Maduro's "mi comandante" problem
If you search the words “mi comandante” on Twitter, you’re likely to run into a long series of prayers from concerned chavistas. Almost in unison, they hope for Hugo Chávez’s full recovery by talking about him as “their commander.”
This is a problem for Nicolás Maduro.
The term “mi comandante” is much more than a moniker. It signals both a direct line of command – it doesn’t get more submissive that “mande, mi comandante” – as well as a certain posession, an intimate relationship between leader and follower. He is “my” commander inasmuch as I let him be mine.

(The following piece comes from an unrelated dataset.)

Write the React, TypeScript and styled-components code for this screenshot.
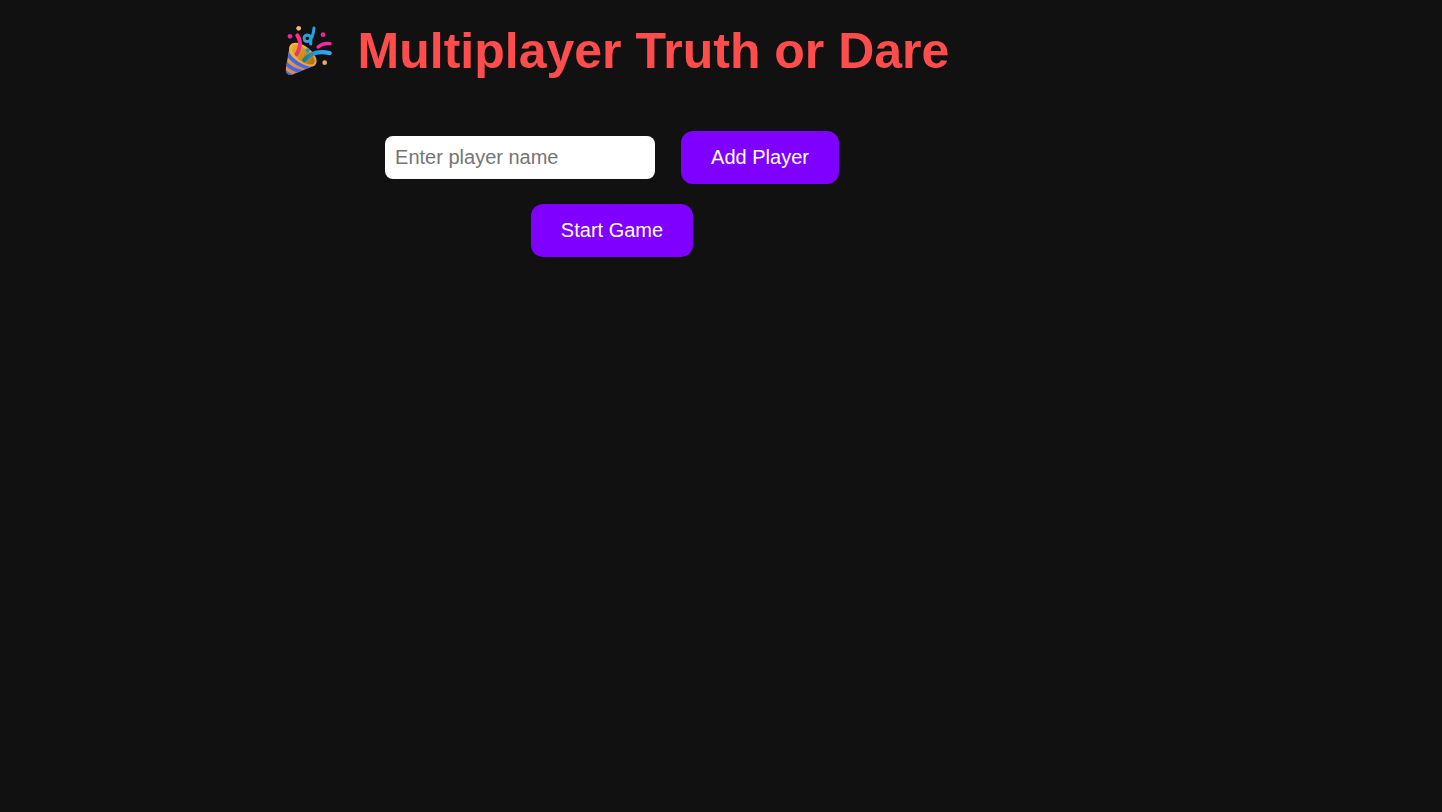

The problem for Maduro is that he is not “my” anything to anyone, except his immediate family. Have you heard him called “mi vice”? How about “mi príncipe heredero”? “Mi canciller”? “Mi chofer”? “Mi conductor”?
This is but a sign of the increasing difficulty the President-in-waiting will have in keeping his base united. As much as he may try to pull at the strings of mournful chavistas, he is not “theirs,” and they are not “his.”

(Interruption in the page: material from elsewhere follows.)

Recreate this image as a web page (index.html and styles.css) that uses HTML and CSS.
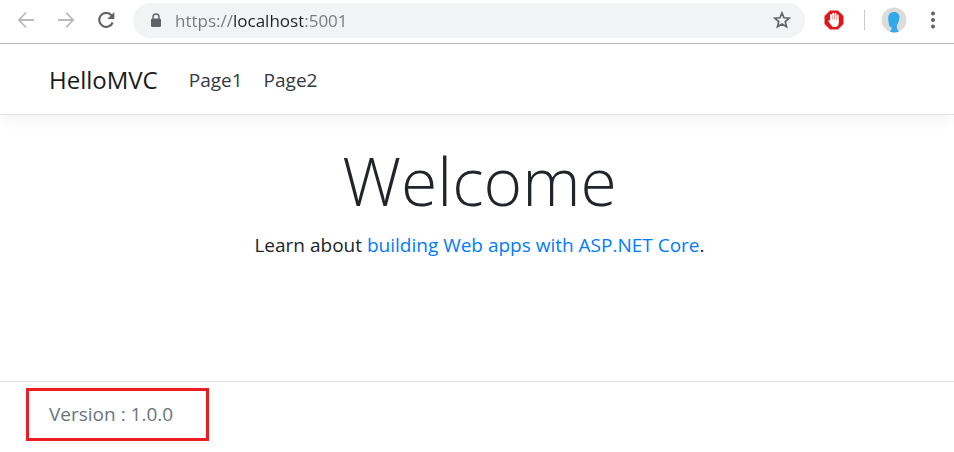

When chavistas voted for Chávez, for “mi comandante presidente,” they were in essence transferring their sovereignty to him while at the same time expressing that he (He?) belonged to them. This was part of the brilliance of Hugo Chávez – emphasizing the people’s sovereignty, however false it may have been, while convincing them to give it to him. This mutual co-dependency is firmly established – “Chávez es el pueblo, Chávez eres tú.”
That is why so many people are so concerned about the health of somebody they do not even know. It’s not just any leader that is passing, and it’s not just his policies. If Chávez dies, a part of them dies with him. In praying for him, they pray for themselves – the people as horcruxes.
Maduro doesn’t have anywhere near the same emotional connection to his voters. Getting the same number votes as Chávez is going to be an uphill battle for him.